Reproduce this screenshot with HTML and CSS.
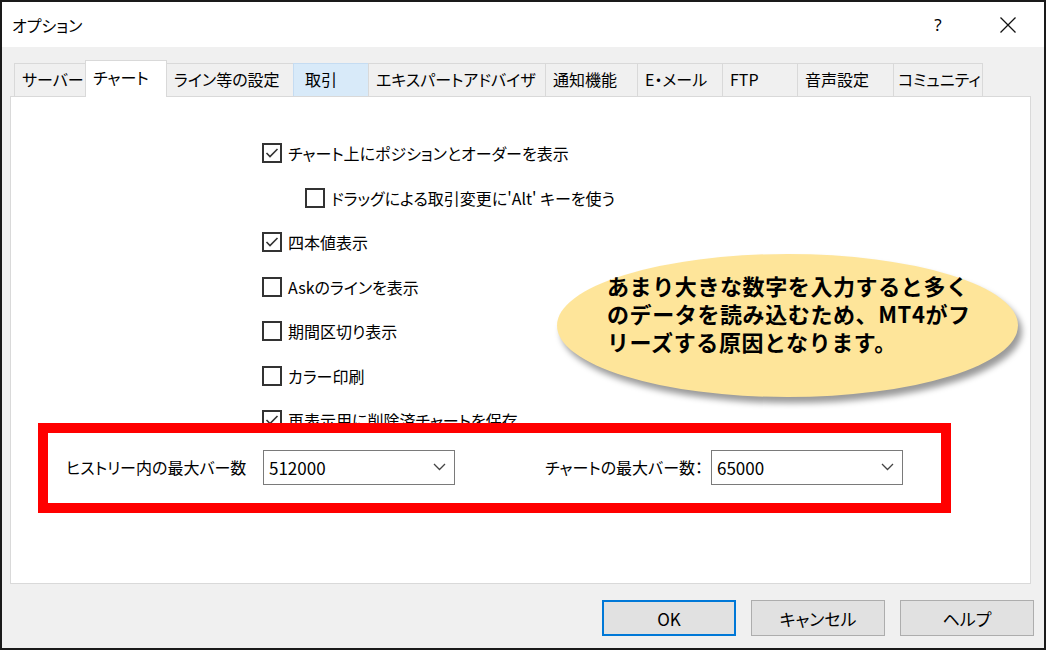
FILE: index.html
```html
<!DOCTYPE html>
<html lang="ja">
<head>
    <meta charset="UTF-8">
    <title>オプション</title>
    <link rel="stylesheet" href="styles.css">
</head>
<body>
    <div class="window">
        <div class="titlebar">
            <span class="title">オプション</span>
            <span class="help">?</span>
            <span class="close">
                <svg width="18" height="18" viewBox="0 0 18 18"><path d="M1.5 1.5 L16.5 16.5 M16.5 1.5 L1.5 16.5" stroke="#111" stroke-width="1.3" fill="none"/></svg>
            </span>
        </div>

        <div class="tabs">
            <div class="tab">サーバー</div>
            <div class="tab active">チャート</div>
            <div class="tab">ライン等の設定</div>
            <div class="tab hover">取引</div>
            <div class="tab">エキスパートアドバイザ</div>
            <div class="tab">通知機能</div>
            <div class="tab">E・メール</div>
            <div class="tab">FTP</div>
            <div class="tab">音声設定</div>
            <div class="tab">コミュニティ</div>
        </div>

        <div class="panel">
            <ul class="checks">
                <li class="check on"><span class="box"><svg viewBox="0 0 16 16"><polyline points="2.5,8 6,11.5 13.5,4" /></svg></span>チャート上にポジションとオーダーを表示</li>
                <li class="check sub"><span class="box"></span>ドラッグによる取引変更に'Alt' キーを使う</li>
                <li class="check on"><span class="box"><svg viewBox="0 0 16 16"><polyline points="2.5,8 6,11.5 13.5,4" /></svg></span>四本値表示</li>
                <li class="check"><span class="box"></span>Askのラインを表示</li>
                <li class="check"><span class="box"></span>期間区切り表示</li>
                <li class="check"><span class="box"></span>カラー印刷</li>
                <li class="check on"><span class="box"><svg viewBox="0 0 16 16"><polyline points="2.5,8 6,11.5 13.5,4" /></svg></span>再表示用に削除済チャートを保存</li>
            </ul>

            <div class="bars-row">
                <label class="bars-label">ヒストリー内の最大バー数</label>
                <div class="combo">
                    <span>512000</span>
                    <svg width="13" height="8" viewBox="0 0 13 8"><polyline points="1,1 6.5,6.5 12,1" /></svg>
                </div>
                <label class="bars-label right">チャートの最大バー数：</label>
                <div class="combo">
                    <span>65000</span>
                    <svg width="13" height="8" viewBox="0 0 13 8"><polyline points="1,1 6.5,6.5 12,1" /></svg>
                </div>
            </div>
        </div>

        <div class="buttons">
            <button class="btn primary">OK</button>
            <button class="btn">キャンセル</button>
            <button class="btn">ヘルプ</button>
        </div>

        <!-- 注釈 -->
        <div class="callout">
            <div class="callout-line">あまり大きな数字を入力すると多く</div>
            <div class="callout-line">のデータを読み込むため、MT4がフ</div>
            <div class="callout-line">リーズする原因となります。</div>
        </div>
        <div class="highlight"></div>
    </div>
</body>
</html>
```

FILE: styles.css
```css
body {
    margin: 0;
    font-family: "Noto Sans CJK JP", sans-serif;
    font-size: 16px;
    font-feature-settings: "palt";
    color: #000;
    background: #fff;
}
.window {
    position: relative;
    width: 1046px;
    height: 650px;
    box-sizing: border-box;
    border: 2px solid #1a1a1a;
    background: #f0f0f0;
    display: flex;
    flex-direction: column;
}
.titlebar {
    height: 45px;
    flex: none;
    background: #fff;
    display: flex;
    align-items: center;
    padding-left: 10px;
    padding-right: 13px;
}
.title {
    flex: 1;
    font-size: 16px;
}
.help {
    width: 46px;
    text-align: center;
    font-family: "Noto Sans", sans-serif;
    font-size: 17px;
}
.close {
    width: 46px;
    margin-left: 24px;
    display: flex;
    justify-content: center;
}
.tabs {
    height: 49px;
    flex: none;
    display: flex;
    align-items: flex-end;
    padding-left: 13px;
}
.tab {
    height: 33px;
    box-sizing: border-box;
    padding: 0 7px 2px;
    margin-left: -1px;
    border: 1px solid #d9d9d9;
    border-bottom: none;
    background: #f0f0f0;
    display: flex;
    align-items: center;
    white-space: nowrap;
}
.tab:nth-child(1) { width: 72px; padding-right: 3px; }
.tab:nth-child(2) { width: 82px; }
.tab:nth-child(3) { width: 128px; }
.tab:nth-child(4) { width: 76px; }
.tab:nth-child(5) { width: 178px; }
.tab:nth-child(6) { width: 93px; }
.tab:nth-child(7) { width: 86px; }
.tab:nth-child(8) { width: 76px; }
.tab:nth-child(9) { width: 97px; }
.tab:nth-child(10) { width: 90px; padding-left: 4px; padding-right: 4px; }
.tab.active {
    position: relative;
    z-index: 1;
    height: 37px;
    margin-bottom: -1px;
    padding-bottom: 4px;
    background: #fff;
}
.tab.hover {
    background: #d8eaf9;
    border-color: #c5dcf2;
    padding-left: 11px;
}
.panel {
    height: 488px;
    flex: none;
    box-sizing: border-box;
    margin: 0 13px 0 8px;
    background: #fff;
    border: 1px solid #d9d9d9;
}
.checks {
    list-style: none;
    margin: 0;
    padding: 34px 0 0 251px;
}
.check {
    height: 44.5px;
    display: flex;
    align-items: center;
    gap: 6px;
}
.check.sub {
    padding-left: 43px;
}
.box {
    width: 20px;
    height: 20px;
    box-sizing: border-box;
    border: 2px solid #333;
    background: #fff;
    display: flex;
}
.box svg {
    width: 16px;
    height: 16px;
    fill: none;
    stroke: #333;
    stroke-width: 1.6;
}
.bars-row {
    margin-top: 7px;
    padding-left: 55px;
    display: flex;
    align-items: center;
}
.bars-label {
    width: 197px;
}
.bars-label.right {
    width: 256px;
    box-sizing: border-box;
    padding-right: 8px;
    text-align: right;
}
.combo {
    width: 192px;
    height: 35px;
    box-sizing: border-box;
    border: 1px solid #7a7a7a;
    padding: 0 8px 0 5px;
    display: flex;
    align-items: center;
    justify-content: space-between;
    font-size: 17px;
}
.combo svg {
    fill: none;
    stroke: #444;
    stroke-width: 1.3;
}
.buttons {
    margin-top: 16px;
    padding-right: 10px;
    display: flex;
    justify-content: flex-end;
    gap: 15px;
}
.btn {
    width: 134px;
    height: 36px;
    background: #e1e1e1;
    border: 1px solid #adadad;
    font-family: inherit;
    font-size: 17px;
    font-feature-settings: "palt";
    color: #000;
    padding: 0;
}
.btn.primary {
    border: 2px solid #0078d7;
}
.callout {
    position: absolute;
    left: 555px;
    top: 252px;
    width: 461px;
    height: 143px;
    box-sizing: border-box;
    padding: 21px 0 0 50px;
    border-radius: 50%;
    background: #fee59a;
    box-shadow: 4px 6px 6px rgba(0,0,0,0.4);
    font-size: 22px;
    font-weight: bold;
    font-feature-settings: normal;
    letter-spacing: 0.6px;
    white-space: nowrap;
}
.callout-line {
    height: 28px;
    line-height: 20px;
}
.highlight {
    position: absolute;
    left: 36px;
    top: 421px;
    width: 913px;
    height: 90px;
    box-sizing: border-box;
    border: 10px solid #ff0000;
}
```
====
Requirement.
Omit the pictures and reproduce the listing exactly.

Solution to this problem.
Reproduce this screenshot with HTML and CSS.
FILE: index.html
```html
<!DOCTYPE html>
<html lang="ja">
<head>
    <meta charset="UTF-8">
    <title>オプション</title>
    <link rel="stylesheet" href="styles.css">
</head>
<body>
    <div class="window">
        <div class="titlebar">
            <span class="title">オプション</span>
            <span class="help">?</span>
            <span class="close">
                <svg width="18" height="18" viewBox="0 0 18 18"><path d="M1.5 1.5 L16.5 16.5 M16.5 1.5 L1.5 16.5" stroke="#111" stroke-width="1.3" fill="none"/></svg>
            </span>
        </div>

        <div class="tabs">
            <div class="tab">サーバー</div>
            <div class="tab active">チャート</div>
            <div class="tab">ライン等の設定</div>
            <div class="tab hover">取引</div>
            <div class="tab">エキスパートアドバイザ</div>
            <div class="tab">通知機能</div>
            <div class="tab">E・メール</div>
            <div class="tab">FTP</div>
            <div class="tab">音声設定</div>
            <div class="tab">コミュニティ</div>
        </div>

        <div class="panel">
            <ul class="checks">
                <li class="check on"><span class="box"><svg viewBox="0 0 16 16"><polyline points="2.5,8 6,11.5 13.5,4" /></svg></span>チャート上にポジションとオーダーを表示</li>
                <li class="check sub"><span class="box"></span>ドラッグによる取引変更に'Alt' キーを使う</li>
                <li class="check on"><span class="box"><svg viewBox="0 0 16 16"><polyline points="2.5,8 6,11.5 13.5,4" /></svg></span>四本値表示</li>
                <li class="check"><span class="box"></span>Askのラインを表示</li>
                <li class="check"><span class="box"></span>期間区切り表示</li>
                <li class="check"><span class="box"></span>カラー印刷</li>
                <li class="check on"><span class="box"><svg viewBox="0 0 16 16"><polyline points="2.5,8 6,11.5 13.5,4" /></svg></span>再表示用に削除済チャートを保存</li>
            </ul>

            <div class="bars-row">
                <label class="bars-label">ヒストリー内の最大バー数</label>
                <div class="combo">
                    <span>512000</span>
                    <svg width="13" height="8" viewBox="0 0 13 8"><polyline points="1,1 6.5,6.5 12,1" /></svg>
                </div>
                <label class="bars-label right">チャートの最大バー数：</label>
                <div class="combo">
                    <span>65000</span>
                    <svg width="13" height="8" viewBox="0 0 13 8"><polyline points="1,1 6.5,6.5 12,1" /></svg>
                </div>
            </div>
        </div>

        <div class="buttons">
            <button class="btn primary">OK</button>
            <button class="btn">キャンセル</button>
            <button class="btn">ヘルプ</button>
        </div>

        <!-- 注釈 -->
        <div class="callout">
            <div class="callout-line">あまり大きな数字を入力すると多く</div>
            <div class="callout-line">のデータを読み込むため、MT4がフ</div>
            <div class="callout-line">リーズする原因となります。</div>
        </div>
        <div class="highlight"></div>
    </div>
</body>
</html>
```

FILE: styles.css
```css
body {
    margin: 0;
    font-family: "Noto Sans CJK JP", sans-serif;
    font-size: 16px;
    font-feature-settings: "palt";
    color: #000;
    background: #fff;
}
.window {
    position: relative;
    width: 1046px;
    height: 650px;
    box-sizing: border-box;
    border: 2px solid #1a1a1a;
    background: #f0f0f0;
    display: flex;
    flex-direction: column;
}
.titlebar {
    height: 45px;
    flex: none;
    background: #fff;
    display: flex;
    align-items: center;
    padding-left: 10px;
    padding-right: 13px;
}
.title {
    flex: 1;
    font-size: 16px;
}
.help {
    width: 46px;
    text-align: center;
    font-family: "Noto Sans", sans-serif;
    font-size: 17px;
}
.close {
    width: 46px;
    margin-left: 24px;
    display: flex;
    justify-content: center;
}
.tabs {
    height: 49px;
    flex: none;
    display: flex;
    align-items: flex-end;
    padding-left: 13px;
}
.tab {
    height: 33px;
    box-sizing: border-box;
    padding: 0 7px 2px;
    margin-left: -1px;
    border: 1px solid #d9d9d9;
    border-bottom: none;
    background: #f0f0f0;
    display: flex;
    align-items: center;
    white-space: nowrap;
}
.tab:nth-child(1) { width: 72px; padding-right: 3px; }
.tab:nth-child(2) { width: 82px; }
.tab:nth-child(3) { width: 128px; }
.tab:nth-child(4) { width: 76px; }
.tab:nth-child(5) { width: 178px; }
.tab:nth-child(6) { width: 93px; }
.tab:nth-child(7) { width: 86px; }
.tab:nth-child(8) { width: 76px; }
.tab:nth-child(9) { width: 97px; }
.tab:nth-child(10) { width: 90px; padding-left: 4px; padding-right: 4px; }
.tab.active {
    position: relative;
    z-index: 1;
    height: 37px;
    margin-bottom: -1px;
    padding-bottom: 4px;
    background: #fff;
}
.tab.hover {
    background: #d8eaf9;
    border-color: #c5dcf2;
    padding-left: 11px;
}
.panel {
    height: 488px;
    flex: none;
    box-sizing: border-box;
    margin: 0 13px 0 8px;
    background: #fff;
    border: 1px solid #d9d9d9;
}
.checks {
    list-style: none;
    margin: 0;
    padding: 34px 0 0 251px;
}
.check {
    height: 44.5px;
    display: flex;
    align-items: center;
    gap: 6px;
}
.check.sub {
    padding-left: 43px;
}
.box {
    width: 20px;
    height: 20px;
    box-sizing: border-box;
    border: 2px solid #333;
    background: #fff;
    display: flex;
}
.box svg {
    width: 16px;
    height: 16px;
    fill: none;
    stroke: #333;
    stroke-width: 1.6;
}
.bars-row {
    margin-top: 7px;
    padding-left: 55px;
    display: flex;
    align-items: center;
}
.bars-label {
    width: 197px;
}
.bars-label.right {
    width: 256px;
    box-sizing: border-box;
    padding-right: 8px;
    text-align: right;
}
.combo {
    width: 192px;
    height: 35px;
    box-sizing: border-box;
    border: 1px solid #7a7a7a;
    padding: 0 8px 0 5px;
    display: flex;
    align-items: center;
    justify-content: space-between;
    font-size: 17px;
}
.combo svg {
    fill: none;
    stroke: #444;
    stroke-width: 1.3;
}
.buttons {
    margin-top: 16px;
    padding-right: 10px;
    display: flex;
    justify-content: flex-end;
    gap: 15px;
}
.btn {
    width: 134px;
    height: 36px;
    background: #e1e1e1;
    border: 1px solid #adadad;
    font-family: inherit;
    font-size: 17px;
    font-feature-settings: "palt";
    color: #000;
    padding: 0;
}
.btn.primary {
    border: 2px solid #0078d7;
}
.callout {
    position: absolute;
    left: 555px;
    top: 252px;
    width: 461px;
    height: 143px;
    box-sizing: border-box;
    padding: 21px 0 0 50px;
    border-radius: 50%;
    background: #fee59a;
    box-shadow: 4px 6px 6px rgba(0,0,0,0.4);
    font-size: 22px;
    font-weight: bold;
    font-feature-settings: normal;
    letter-spacing: 0.6px;
    white-space: nowrap;
}
.callout-line {
    height: 28px;
    line-height: 20px;
}
.highlight {
    position: absolute;
    left: 36px;
    top: 421px;
    width: 913px;
    height: 90px;
    box-sizing: border-box;
    border: 10px solid #ff0000;
}
```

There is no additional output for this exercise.